The choice of scaling method depends on the characteristics of your data and the requirements of your machine learning algorithm. **Min-max scaling and standardization are the most commonly used techniques and work well for many datasets.**

Scaling should be applied separately to each training and test set to prevent data leakage from the test set into the training set. Additionally, **some algorithms may not require feature scaling, particularly tree-based models.**

In [1769]:
class MinMaxScaler(BaseEstimator, TransformerMixin):
    def __init__(self):
        self.min_values = None
        self.max_values = None

    def fit(self, X, y=None):
        X = pd.DataFrame(X)
        numeric_columns = X.select_dtypes(include=['number'])
        self.numeric_features = numeric_columns.columns[numeric_columns.nunique() > 2]
        self.min_values = X[self.numeric_features].min()
        self.max_values = X[self.numeric_features].max()
        return self

    def transform(self, X):
        X = pd.DataFrame(X)
        X[self.numeric_features] = (
            (X[self.numeric_features] - self.min_values) /
            (self.max_values - self.min_values).replace(0, 1)
        )
        return X
    
    def fit_transform(self, X, y=None):
        self.fit(X, y)
        return self.transform(X)

### II. Feature Encoding

**Feature encoding**, also known as **categorical encoding**, is the process of converting categorical data (non-numeric data) into a numerical format so that it can be used as input for machine learning algorithms. Most machine learning models require numerical data for training and prediction, so feature encoding is a critical step in data preprocessing.

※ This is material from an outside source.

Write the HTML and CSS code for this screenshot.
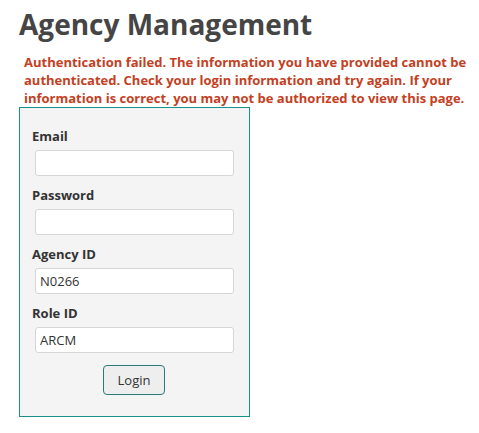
FILE: index.html
```html
<!DOCTYPE html>
<html lang="en">
<head>
  <meta charset="UTF-8">
  <title>Agency Management</title>
  <link rel="stylesheet" href="styles.css">
</head>
<body>
  <div class="page">
    <h1>Agency Management</h1>
    <p class="error">Authentication failed. The information you have provided cannot be authenticated. Check your login information and try again. If your information is correct, you may not be authorized to view this page.</p>

    <form class="login-box" onsubmit="return false;">
      <div class="field">
        <label for="email">Email</label>
        <input type="text" id="email">
      </div>
      <div class="field">
        <label for="password">Password</label>
        <input type="password" id="password">
      </div>
      <div class="field">
        <label for="agency">Agency ID</label>
        <input type="text" id="agency" value="N0266">
      </div>
      <div class="field">
        <label for="role">Role ID</label>
        <input type="text" id="role" value="ARCM">
      </div>
      <div class="actions">
        <button type="submit" class="login-btn">Login</button>
      </div>
    </form>
  </div>
</body>
</html>
```

FILE: styles.css
```css
body {
  margin: 0;
  padding: 0;
  font-family: 'Open Sans', sans-serif;
  background: #ffffff;
  color: #333333;
}
.page {
  padding: 7px 10px 0 19px;
}
h1 {
  margin: 0 0 12px 0;
  font-size: 28px;
  line-height: 34px;
  font-weight: 700;
  color: #454545;
}
.error {
  margin: 0;
  padding-left: 5px;
  font-size: 13px;
  line-height: 18px;
  font-weight: 700;
  color: #c4401f;
}
.login-box {
  width: 204px;
  padding: 19px 13px 21px 12px;
  background: #f4f4f4;
  border: 1px solid #18908d;
}
.field {
  margin-bottom: 10px;
}
.field label {
  display: block;
  font-size: 13px;
  line-height: 18px;
  font-weight: 700;
  color: #333333;
  margin-bottom: 5px;
}
.field input {
  display: block;
  box-sizing: border-box;
  width: 199px;
  height: 26px;
  margin-left: 3px;
  padding: 0 4px;
  font-family: 'Open Sans', sans-serif;
  font-size: 13px;
  color: #333333;
  background: #ffffff;
  border: 1px solid #d6d6d6;
  border-radius: 3px;
  outline: none;
}
.actions {
  text-align: center;
  padding-top: 2px;
}
.login-btn {
  box-sizing: border-box;
  width: 62px;
  height: 30px;
  font-family: 'Open Sans', sans-serif;
  font-size: 13px;
  color: #333333;
  background: #eeeeee;
  border: 1px solid #2b7a78;
  border-radius: 4px;
  cursor: pointer;
}
```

Categorical data can take various forms, including:

1. **Nominal Data:** Categories with no intrinsic order, like colors or country names.  

2. **Ordinal Data:** Categories with a meaningful order but not necessarily equidistant, like education levels (e.g., "high school," "bachelor's," "master's").

There are several common methods for encoding categorical data:

1. **Label Encoding:**

   - Label encoding assigns a unique integer to each category in a feature.
   - It's suitable for ordinal data where there's a clear order among categories.
   - For example, if you have an "education" feature with values "high school," "bachelor's," and "master's," you can encode them as 0, 1, and 2, respectively.
<br />
<br />
2. **One-Hot Encoding:**

   - One-hot encoding creates a binary (0 or 1) column for each category in a nominal feature.
   - It's suitable for nominal data where there's no inherent order among categories.
   - Each category becomes a new feature, and the presence (1) or absence (0) of a category is indicated for each row.
<br />
<br />
3. **Target Encoding (Mean Encoding):**

   - Target encoding replaces each category with the mean of the target variable for that category.
   - It's often used for classification problems.

In [1770]:
class OneHotEncoder(BaseEstimator, TransformerMixin):
    def __init__(self):
        self.non_numeric_columns = {}

    def fit(self, X, y=None):
        df = pd.DataFrame(X)
        df = df.apply(pd.to_numeric, errors='ignore')
        non_numeric_columns = df.select_dtypes(exclude='number')
        self.non_numeric_columns = non_numeric_columns.columns
        
        return self

    def transform(self, X):
        df = pd.DataFrame(X)
        df_encoded = pd.get_dummies(df, columns=self.non_numeric_columns)

        return df_encoded

    def fit_transform(self, X, y):
        self.fit(X, y)
        return self.transform(X)

### Feature Selection

In [1771]:
from sklearn.base import BaseEstimator, TransformerMixin
from sklearn.feature_selection import SelectFromModel
from sklearn.ensemble import RandomForestClassifier
from sklearn.preprocessing import LabelEncoder
import pandas as pd

class FeatureSelector(BaseEstimator, TransformerMixin):
    def __init__(self, estimator=None):
        self.estimator = estimator if estimator else RandomForestClassifier(n_estimators=100)
        self.selector = SelectFromModel(self.estimator)
        self.label_encoder = LabelEncoder()

    def fit(self, X, y):
        if y.dtype == 'object':
            y = self.label_encoder.fit_transform(y)
        
        self.selector.fit(X, y)
        return self

    def transform(self, X):
        X_selected_array = self.selector.transform(X)
        selected_features = X.columns[self.selector.get_support()]
        X_selected = pd.DataFrame(X_selected_array, columns=selected_features, index=X.index)
        return X_selected

    def fit_transform(self, X, y):
        self.fit(X, y)
        return self.transform(X)

### III. Handling Imbalanced Dataset

**Handling imbalanced datasets** is important because imbalanced data can lead to several issues that negatively impact the performance and reliability of machine learning models. Here are some key reasons:

1. **Biased Model Performance**:

 - Models trained on imbalanced data tend to be biased towards the majority class, leading to poor performance on the minority class. This can result in misleading accuracy metrics.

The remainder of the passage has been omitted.